Por: Alejandro Santos
Cuando la negligencia y la falta de previsión se convierten en la norma para construir obras de infraestructura pública o privada, las consecuencias se revelan con fuerza cada vez que la lluvia cae sobre nuestro país.
Se conocen con certeza las deficiencias en el manejo de las aguas pluviales; sin embargo, una y otra vez se repiten los desplazamientos, los heridos y las muertes provocadas por inundaciones.
La falta de voluntad para asumir responsabilidades y resolver de raíz esta problemática convierte a las localidades inundadas en aldeas primitivas. Ver cómo las calles se transforman en ríos crecidos que arrasan con todo a su paso, o cómo hogares enteros quedan anegados en cuestión de minutos, resulta tétrico. Familias enteras lo pierden todo en un instante.
Vivimos a expensas de las lluvias, que en lugar de ser motivo de alegría para la fertilidad de la tierra, se convierten en una amenaza constante en la capital dominicana y en el Gran Santo Domingo. Increíblemente, las dos principales demarcaciones del país presentan imágenes que evocan el “Macondo” de Gabriel García Márquez.
Nuestra vulnerabilidad frente a las lluvias no es producto exclusivo de la naturaleza. En el caso dominicano, se da mayor importancia a la apariencia que a la planificación.

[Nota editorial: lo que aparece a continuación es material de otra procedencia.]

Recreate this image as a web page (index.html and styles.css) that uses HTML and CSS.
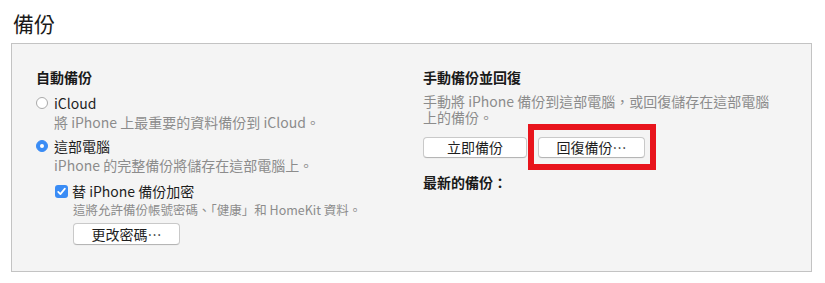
FILE: index.html
```html
<!DOCTYPE html>
<html lang="zh-Hant">
<head>
<meta charset="utf-8">
<title>備份</title>
<link rel="stylesheet" href="styles.css">
</head>
<body>
<h1 class="title">備份</h1>
<div class="panel">
  <div class="col col-left">
    <div class="heading">自動備份</div>
    <div class="option opt-first">
      <span class="radio"></span>
      <span class="label">iCloud</span>
    </div>
    <div class="desc desc-first">將 iPhone 上最重要的資料備份到 iCloud。</div>
    <div class="option opt-second">
      <span class="radio radio-on"></span>
      <span class="label">這部電腦</span>
    </div>
    <div class="desc desc-second">iPhone 的完整備份將儲存在這部電腦上。</div>
    <div class="sub">
      <div class="check-row">
        <span class="checkbox">
          <svg width="13" height="13" viewBox="0 0 13 13"><path d="M3.2 6.8 L5.4 9.1 L9.9 3.6" fill="none" stroke="#fff" stroke-width="1.7" stroke-linecap="round" stroke-linejoin="round"/></svg>
        </span>
        <span class="label">替 iPhone 備份加密</span>
      </div>
      <div class="small">這將允許備份帳號密碼、「健康」和 HomeKit 資料。</div>
      <button class="btn btn-pw">更改密碼⋯</button>
    </div>
  </div>
  <div class="col col-right">
    <div class="heading">手動備份並回復</div>
    <div class="rdesc">手動將 iPhone 備份到這部電腦，或回復儲存在這部電腦上的備份。</div>
    <div class="btn-row">
      <button class="btn btn-now">立即備份</button>
      <span class="highlight"><button class="btn btn-restore">回復備份⋯</button></span>
    </div>
    <div class="heading latest">最新的備份：</div>
  </div>
</div>
</body>
</html>
```

FILE: styles.css
```css
html, body {
  margin: 0;
  padding: 0;
  background: #ffffff;
}
body {
  font-family: "Noto Sans CJK TC", "Noto Sans", sans-serif;
  color: #1e1e1e;
  font-size: 14px;
}
.title {
  margin: 0;
  padding: 9px 0 0 13px;
  height: 28px;
  line-height: 28px;
  font-size: 21px;
  font-weight: 400;
  color: #1a1a1a;
}
.panel {
  margin: 6px 13px 0 11px;
  height: 229px;
  box-sizing: border-box;
  border: 1px solid #c3c3c3;
  background: #f4f4f4;
  display: flex;
  padding: 24px 0 0 24px;
}
.col-left {
  width: 387px;
}
.col-right {
  width: 358px;
}
.heading {
  height: 18px;
  line-height: 18px;
  font-weight: 700;
  color: #1a1a1a;
}
.option {
  display: flex;
  align-items: center;
  height: 18px;
  line-height: 18px;
}
.opt-first { margin-top: 8px; }
.opt-second { margin-top: 6px; }
.radio {
  width: 10px;
  height: 10px;
  border-radius: 50%;
  border: 1px solid #a9a9a9;
  background: #ffffff;
  margin-right: 6px;
  flex: none;
}
.radio-on {
  border-color: #3a8cf5;
  background: #3a8cf5;
  position: relative;
}
.radio-on::after {
  content: "";
  position: absolute;
  left: 3px;
  top: 3px;
  width: 4px;
  height: 4px;
  border-radius: 50%;
  background: #ffffff;
}
.desc {
  padding-left: 18px;
  height: 18px;
  line-height: 18px;
  color: #8c8c8c;
  margin-top: 1px;
}
.sub {
  padding-left: 19px;
}
.check-row {
  display: flex;
  align-items: center;
  margin-top: 8px;
  height: 18px;
  line-height: 18px;
}
.checkbox {
  width: 13px;
  height: 13px;
  border-radius: 3px;
  background: #3a8cf5;
  margin-right: 4px;
  display: flex;
  flex: none;
}
.small {
  margin-top: 2px;
  padding-left: 18px;
  height: 15px;
  line-height: 15px;
  font-size: 12.5px;
  color: #8c8c8c;
}
.btn {
  font-family: inherit;
  font-size: 14px;
  color: #1e1e1e;
  background: #ffffff;
  border: 1px solid #c9c9c9;
  border-bottom-color: #b5b5b5;
  border-radius: 4px;
  height: 21px;
  line-height: 19px;
  padding: 0;
  box-shadow: 0 0.5px 0 rgba(0,0,0,0.05);
}
.btn-pw {
  margin: 6px 0 0 18px;
  width: 107px;
  height: 22px;
}
.rdesc {
  margin-top: 7px;
  line-height: 16px;
  color: #8c8c8c;
}
.btn-row {
  display: flex;
  gap: 11px;
  margin-top: 12px;
}
.btn-now { width: 104px; }
.btn-restore { width: 107px; }
.highlight {
  position: relative;
  display: flex;
}
.highlight::after {
  content: "";
  position: absolute;
  left: -10px;
  right: -11px;
  top: -13px;
  bottom: -12px;
  border: 6px solid #e8141c;
  pointer-events: none;
}
.latest {
  margin-top: 15px;
}
```
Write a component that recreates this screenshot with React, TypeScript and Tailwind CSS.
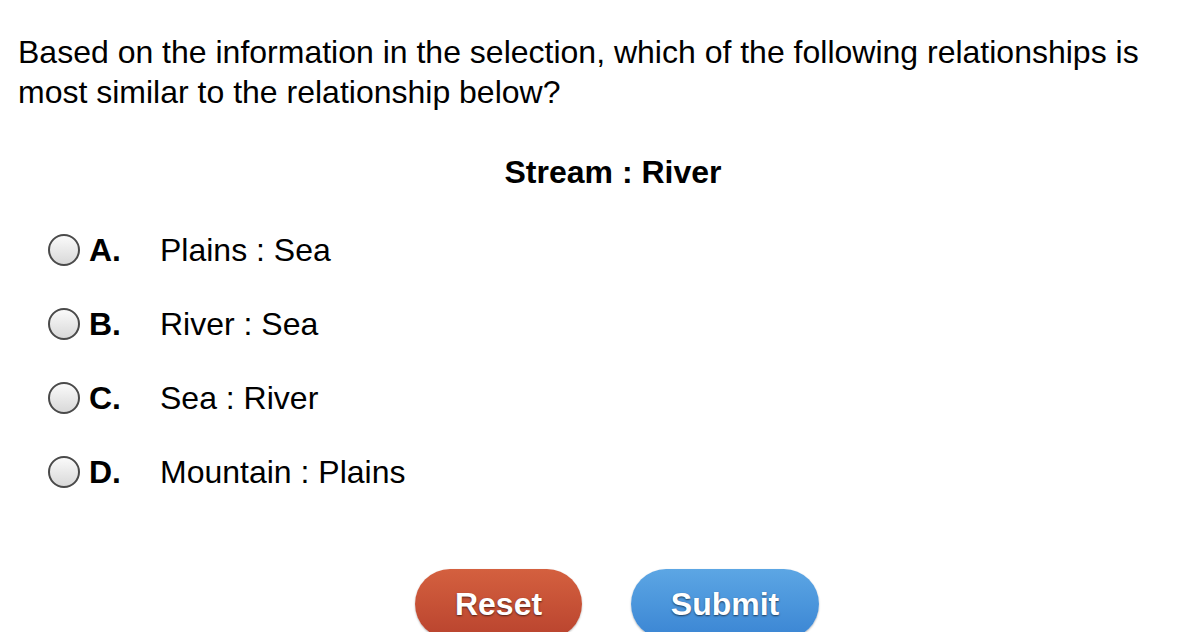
const options = [
  { letter: 'A.', text: 'Plains : Sea' },
  { letter: 'B.', text: 'River : Sea' },
  { letter: 'C.', text: 'Sea : River' },
  { letter: 'D.', text: 'Mountain : Plains' },
]

export default function App() {
  return (
    <main className="min-h-screen overflow-hidden bg-white px-[18px] pt-[32px] font-['Liberation_Sans',Arial,sans-serif] text-black">
      <p className="text-[32px] leading-[40px]">
        Based on the information in the selection, which of the following relationships is most similar to the relationship below?
      </p>

      <h2 className="mt-[40px] pl-[40px] text-center text-[32px] font-bold leading-[40px]">Stream : River</h2>

      <ul className="mt-[21px]">
        {options.map((o) => (
          <li key={o.letter} className="flex h-[74px] items-center pl-[30px]">
            <span className="h-[32px] w-[32px] shrink-0 rounded-full border-2 border-[#4a4a4a] bg-gradient-to-b from-[#fafafa] to-[#d9d9d9]" />
            <span className="ml-[9px] w-[71px] text-[32px] font-bold">{o.letter}</span>
            <span className="text-[32px]">{o.text}</span>
          </li>
        ))}
      </ul>

      <div className="mt-[60px] flex justify-center gap-[49px] pl-[48px]">
        <button className="h-[70px] w-[167px] rounded-full bg-gradient-to-b from-[#d4603f] to-[#b9432e] text-[32px] font-bold text-white shadow-[0_1px_2px_rgba(0,0,0,0.3)] [text-shadow:0_1px_2px_rgba(0,0,0,0.6)]">
          Reset
        </button>
        <button className="h-[70px] w-[188px] rounded-full bg-gradient-to-b from-[#5ca6e4] to-[#3a85d3] text-[32px] font-bold text-white shadow-[0_1px_2px_rgba(0,0,0,0.3)] [text-shadow:0_1px_2px_rgba(0,0,0,0.6)]">
          Submit
        </button>
      </div>
    </main>
  )
}
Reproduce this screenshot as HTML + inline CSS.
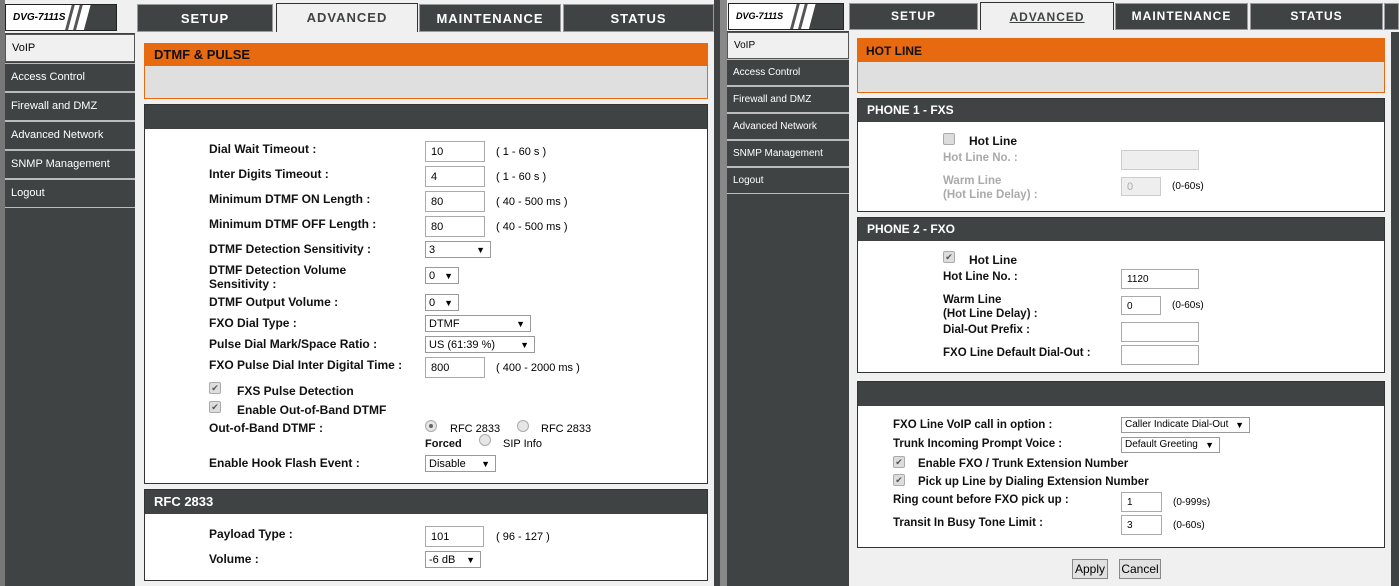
<!DOCTYPE html>
<html><head><meta charset="utf-8"><style>
*{margin:0;padding:0;box-sizing:border-box}
body{width:1399px;height:586px;overflow:hidden;background:#f0f0f0;position:relative;font-family:"Liberation Sans",Arial,sans-serif;}
div,span{position:absolute}
.dk{background:#404344}
.tab{background:#404344;color:#fff;font-weight:bold;font-size:13px;text-align:center;letter-spacing:1px;line-height:27px;border:1px solid #9a9a9a}
.tab.on{background:#f0f0f0;color:#404344;border:1px solid #333;border-bottom:none}
.logo{background:#fff;border:1px solid #222;overflow:hidden}
.logo b{position:absolute;left:7px;top:7px;font-size:10px;font-style:italic;font-weight:bold;color:#000}
.side{color:#fff;font-size:11px;padding-left:6px;background:#404344;border-top:1px solid #bbb;border-bottom:1px solid #bbb;left:0;width:100%}
.side.on{background:#f0f0f0;color:#000;border:1px solid #555}
.box{border:1px solid #333;background:#fff}
.hd{left:0;right:0;top:0;background:#404344;color:#fff;font-weight:bold;font-size:13px;padding-left:9px}
.l{font-weight:bold;font-size:12px;color:#111;white-space:nowrap;line-height:14px}
.g{color:#aaa}
.in{border:1px solid #aaa;background:#fff;font-size:11px;padding-left:5px;padding-top:2px;color:#000}
.sel{border:1px solid #999;background:#fff;font-size:11px;padding-left:3px;color:#000;line-height:16px}
.sel i{position:absolute;right:5px;top:0;font-style:normal;font-size:9px}
.u{font-size:11px;color:#000;white-space:nowrap}
.cb{width:12px;height:12px;border:1px solid #aaa;background:#ddd;border-radius:2px;font-size:9px;line-height:10px;text-align:center;color:#555}
.rd{width:12px;height:12px;border:1px solid #aaa;background:#e6e6e6;border-radius:50%}
.rd.on::after{content:"";position:absolute;left:3px;top:3px;width:4px;height:4px;border-radius:50%;background:#666}
.r .l{font-size:11.5px}
.r .u{font-size:10px}
.r .side{font-size:10px}
.btn{border:1px solid #888;background:#e1e1e1;font-size:12px;text-align:center;line-height:18px;color:#000}
</style></head><body>
<!-- LEFT -->
<div style="left:0;top:0;width:5px;height:586px;background:#777"></div>
<div class="logo" style="left:5px;top:4px;width:112px;height:27px"><b>DVG-7111S</b>
<span style="left:62px;top:-4px;width:3px;height:36px;background:#555;transform:skewX(-15deg)"></span>
<span style="left:70px;top:-4px;width:3px;height:36px;background:#555;transform:skewX(-15deg)"></span>
<span style="left:76px;top:-4px;width:40px;height:36px;background:#404344;transform:skewX(-15deg);transform-origin:0 100%"></span></div>
<div class="tab" style="left:137px;top:4px;width:136px;height:28px">SETUP</div>
<div class="tab on" style="left:276px;top:3px;width:142px;height:29px">ADVANCED</div>
<div class="tab" style="left:419px;top:4px;width:142px;height:28px">MAINTENANCE</div>
<div class="tab" style="left:563px;top:4px;width:151px;height:28px">STATUS</div>
<div class="dk" style="left:5px;top:33px;width:130px;height:553px">
<div class="side on" style="top:1px;height:28px;line-height:26px">VoIP</div>
<div class="side" style="top:30px;height:29px;line-height:27px">Access Control</div>
<div class="side" style="top:59px;height:29px;line-height:27px">Firewall and DMZ</div>
<div class="side" style="top:88px;height:29px;line-height:27px">Advanced Network</div>
<div class="side" style="top:117px;height:29px;line-height:27px">SNMP Management</div>
<div class="side" style="top:146px;height:29px;line-height:27px">Logout</div>
</div>
<div style="left:144px;top:43px;width:564px;height:56px;border:1px solid #e86a10;background:#dfdfdf"><div style="left:0;top:0;right:0;height:22px;background:#e86a10;font-weight:bold;font-size:13px;padding-left:9px;line-height:22px;color:#111">DTMF &amp; PULSE</div></div>
<div class="box" style="left:144px;top:104px;width:564px;height:380px"><div class="hd" style="height:24px"></div></div>
<div class="l" style="left:209px;top:142px">Dial Wait Timeout :</div><div class="in" style="left:425px;top:141px;width:60px;height:21px;line-height:17px">10</div><div class="u" style="left:496px;top:146px">( 1 - 60 s )</div>
<div class="l" style="left:209px;top:167px">Inter Digits Timeout :</div><div class="in" style="left:425px;top:166px;width:60px;height:21px;line-height:17px">4</div><div class="u" style="left:496px;top:171px">( 1 - 60 s )</div>
<div class="l" style="left:209px;top:192px">Minimum DTMF ON Length :</div><div class="in" style="left:425px;top:191px;width:60px;height:21px;line-height:17px">80</div><div class="u" style="left:496px;top:196px">( 40 - 500 ms )</div>
<div class="l" style="left:209px;top:217px">Minimum DTMF OFF Length :</div><div class="in" style="left:425px;top:216px;width:60px;height:21px;line-height:17px">80</div><div class="u" style="left:496px;top:221px">( 40 - 500 ms )</div>
<div class="l" style="left:209px;top:242px">DTMF Detection Sensitivity :</div><div class="sel" style="left:425px;top:241px;width:66px;height:17px">3<i>▼</i></div>
<div class="l" style="left:209px;top:263px">DTMF Detection Volume<br>Sensitivity :</div><div class="sel" style="left:425px;top:267px;width:34px;height:17px">0<i>▼</i></div>
<div class="l" style="left:209px;top:295px">DTMF Output Volume :</div><div class="sel" style="left:425px;top:294px;width:34px;height:17px">0<i>▼</i></div>
<div class="l" style="left:209px;top:316px">FXO Dial Type :</div><div class="sel" style="left:425px;top:315px;width:106px;height:17px">DTMF<i>▼</i></div>
<div class="l" style="left:209px;top:337px">Pulse Dial Mark/Space Ratio :</div><div class="sel" style="left:425px;top:336px;width:110px;height:17px">US (61:39 %)<i>▼</i></div>
<div class="l" style="left:209px;top:358px">FXO Pulse Dial Inter Digital Time :</div><div class="in" style="left:425px;top:357px;width:60px;height:21px;line-height:17px">800</div><div class="u" style="left:496px;top:362px">( 400 - 2000 ms )</div>
<div class="cb" style="left:209px;top:382px">✔</div><div class="l" style="left:237px;top:384px">FXS Pulse Detection</div>
<div class="cb" style="left:209px;top:401px">✔</div><div class="l" style="left:237px;top:403px">Enable Out-of-Band DTMF</div>
<div class="l" style="left:209px;top:421px">Out-of-Band DTMF :</div>
<div class="rd on" style="left:425px;top:420px"></div><div class="u" style="left:450px;top:423px">RFC 2833</div>
<div class="rd" style="left:517px;top:420px"></div><div class="u" style="left:541px;top:423px">RFC 2833</div>
<div class="l" style="left:425px;top:437px;font-size:11px">Forced</div><div class="rd" style="left:479px;top:434px"></div><div class="u" style="left:503px;top:438px">SIP Info</div>
<div class="l" style="left:209px;top:456px">Enable Hook Flash Event :</div><div class="sel" style="left:425px;top:455px;width:71px;height:17px">Disable<i>▼</i></div>
<div class="box" style="left:144px;top:489px;width:564px;height:92px"><div class="hd" style="height:24px;line-height:24px">RFC 2833</div></div>
<div class="l" style="left:209px;top:527px">Payload Type :</div><div class="in" style="left:425px;top:526px;width:59px;height:21px;line-height:17px">101</div><div class="u" style="left:496px;top:531px">( 96 - 127 )</div>
<div class="l" style="left:209px;top:552px">Volume :</div><div class="sel" style="left:425px;top:551px;width:56px;height:17px">-6 dB<i>▼</i></div>
<!-- divider -->
<div style="left:714px;top:0;width:6px;height:586px;background:#404344"></div>
<div style="left:720px;top:0;width:7px;height:586px;background:#888"></div>
<!-- RIGHT -->
<div class="r">
<div class="logo" style="left:728px;top:3px;width:116px;height:27px"><b style="font-size:9px">DVG-7111S</b>
<span style="left:64px;top:-4px;width:3px;height:36px;background:#555;transform:skewX(-15deg)"></span>
<span style="left:72px;top:-4px;width:3px;height:36px;background:#555;transform:skewX(-15deg)"></span>
<span style="left:78px;top:-4px;width:40px;height:36px;background:#404344;transform:skewX(-15deg);transform-origin:0 100%"></span></div>
<div class="tab" style="left:849px;top:3px;width:129px;height:27px;font-size:12px;line-height:25px">SETUP</div>
<div class="tab on" style="left:980px;top:2px;width:134px;height:28px;font-size:12px;line-height:28px;text-decoration:underline">ADVANCED</div>
<div class="tab" style="left:1115px;top:3px;width:133px;height:27px;font-size:12px;line-height:25px">MAINTENANCE</div>
<div class="tab" style="left:1250px;top:3px;width:133px;height:27px;font-size:12px;line-height:25px">STATUS</div>
<div class="tab" style="left:1384px;top:3px;width:15px;height:27px"></div>
<div class="dk" style="left:727px;top:31px;width:122px;height:555px">
<div class="side on" style="top:1px;height:27px;line-height:25px">VoIP</div>
<div class="side" style="top:28px;height:27px;line-height:25px">Access Control</div>
<div class="side" style="top:55px;height:27px;line-height:25px">Firewall and DMZ</div>
<div class="side" style="top:82px;height:27px;line-height:25px">Advanced Network</div>
<div class="side" style="top:109px;height:27px;line-height:25px">SNMP Management</div>
<div class="side" style="top:136px;height:27px;line-height:25px">Logout</div>
</div>
<div class="dk" style="left:1391px;top:32px;width:8px;height:554px"></div>
<div style="left:857px;top:38px;width:528px;height:55px;border:1px solid #e86a10;background:#dfdfdf"><div style="left:0;top:0;right:0;height:23px;background:#e86a10;font-weight:bold;font-size:12px;padding-left:8px;line-height:25px;color:#111">HOT LINE</div></div>
<div class="box" style="left:857px;top:98px;width:528px;height:114px"><div class="hd" style="height:23px;line-height:23px;font-size:12px">PHONE 1 - FXS</div></div>
<div class="cb" style="left:943px;top:133px"></div><div class="l" style="left:969px;top:134px;font-size:12px">Hot Line</div>
<div class="l g" style="left:943px;top:151px">Hot Line No. :</div><div class="in" style="left:1121px;top:150px;width:78px;height:20px;background:#eee;border-color:#ccc"></div>
<div class="l g" style="left:943px;top:174px">Warm Line<br>(Hot Line Delay) :</div><div class="in" style="left:1121px;top:177px;width:40px;height:19px;background:#eee;border-color:#ccc;color:#aaa;line-height:15px">0</div><div class="u g" style="left:1172px;top:181px">(0-60s)</div>
<div class="box" style="left:857px;top:217px;width:528px;height:156px"><div class="hd" style="height:23px;line-height:23px;font-size:12px">PHONE 2 - FXO</div></div>
<div class="cb" style="left:943px;top:251px">✔</div><div class="l" style="left:969px;top:253px;font-size:12px">Hot Line</div>
<div class="l" style="left:943px;top:270px">Hot Line No. :</div><div class="in" style="left:1121px;top:269px;width:78px;height:20px;line-height:16px;font-size:10px">1120</div>
<div class="l" style="left:943px;top:293px">Warm Line<br>(Hot Line Delay) :</div><div class="in" style="left:1121px;top:296px;width:40px;height:19px;line-height:15px;font-size:10px">0</div><div class="u" style="left:1172px;top:300px">(0-60s)</div>
<div class="l" style="left:943px;top:323px">Dial-Out Prefix :</div><div class="in" style="left:1121px;top:322px;width:78px;height:20px"></div>
<div class="l" style="left:943px;top:346px">FXO Line Default Dial-Out :</div><div class="in" style="left:1121px;top:345px;width:78px;height:20px"></div>
<div class="box" style="left:857px;top:381px;width:528px;height:167px"><div class="hd" style="height:24px"></div></div>
<div class="l" style="left:893px;top:418px">FXO Line VoIP call in option :</div><div class="sel" style="left:1121px;top:417px;width:129px;height:16px;font-size:10px;line-height:14px">Caller Indicate Dial-Out<i>▼</i></div>
<div class="l" style="left:893px;top:437px">Trunk Incoming Prompt Voice :</div><div class="sel" style="left:1121px;top:437px;width:99px;height:16px;font-size:10px;line-height:14px">Default Greeting<i>▼</i></div>
<div class="cb" style="left:893px;top:456px">✔</div><div class="l" style="left:918px;top:457px">Enable FXO / Trunk Extension Number</div>
<div class="cb" style="left:893px;top:474px">✔</div><div class="l" style="left:918px;top:475px">Pick up Line by Dialing Extension Number</div>
<div class="l" style="left:893px;top:493px">Ring count before FXO pick up :</div><div class="in" style="left:1121px;top:492px;width:41px;height:20px;line-height:16px;font-size:10px">1</div><div class="u" style="left:1173px;top:497px">(0-999s)</div>
<div class="l" style="left:893px;top:516px">Transit In Busy Tone Limit :</div><div class="in" style="left:1121px;top:515px;width:41px;height:20px;line-height:16px;font-size:10px">3</div><div class="u" style="left:1173px;top:520px">(0-60s)</div>
<div class="btn" style="left:1072px;top:559px;width:36px;height:20px">Apply</div>
<div class="btn" style="left:1119px;top:559px;width:42px;height:20px">Cancel</div>
</div>
</body></html>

El resultado es un crecimiento urbano desordenado y populista, fruto de décadas de improvisación y de la falta de políticas públicas sostenidas. Hemos deforestado laderas, rellenado humedales y permitido construcciones en zonas inadecuadas. La ciudad, en vez de adaptarse al agua, se ha levantado como si pretendiera rechazarla.
El problema también tiene un rostro social. Son los sectores más empobrecidos quienes sufren con mayor crudeza los efectos de las lluvias. En barrios donde las viviendas son de zinc o madera, sin pavimento ni alcantarillado, un aguacero significa perder lo poco que se posee. Allí, la vulnerabilidad se traduce en angustia, enfermedad y desesperanza.
En las inundaciones de noviembre de 2023, por ejemplo, se estimó que unas 340,000 personas resultaron afectadas en provincias como Duarte, Santo Domingo, San José de Ocoa, Barahona, Bahoruco, San Juan, Azua, entre otras. La vida dominicana está marcada por dramas sociales y familiares que reflejan esta situación de indefensión.
Las ciudades necesitan un cambio profundo y urgente. No basta con limpiar imbornales a la carrera ni con levantar muros de contención después de cada desastre. Se requiere una visión integral: planificación urbana responsable, inversión en drenajes modernos, reforestación de cuencas, educación ciudadana y un sistema de alerta temprana que realmente salve vidas.
Si no comprendemos que la lluvia seguirá siendo parte de nuestra historia y que debemos convivir con ella de manera inteligente, seguiremos condenados a repetir el mismo drama una y otra vez. La verdadera vulnerabilidad no está en el cielo, sino en nuestra falta de previsión.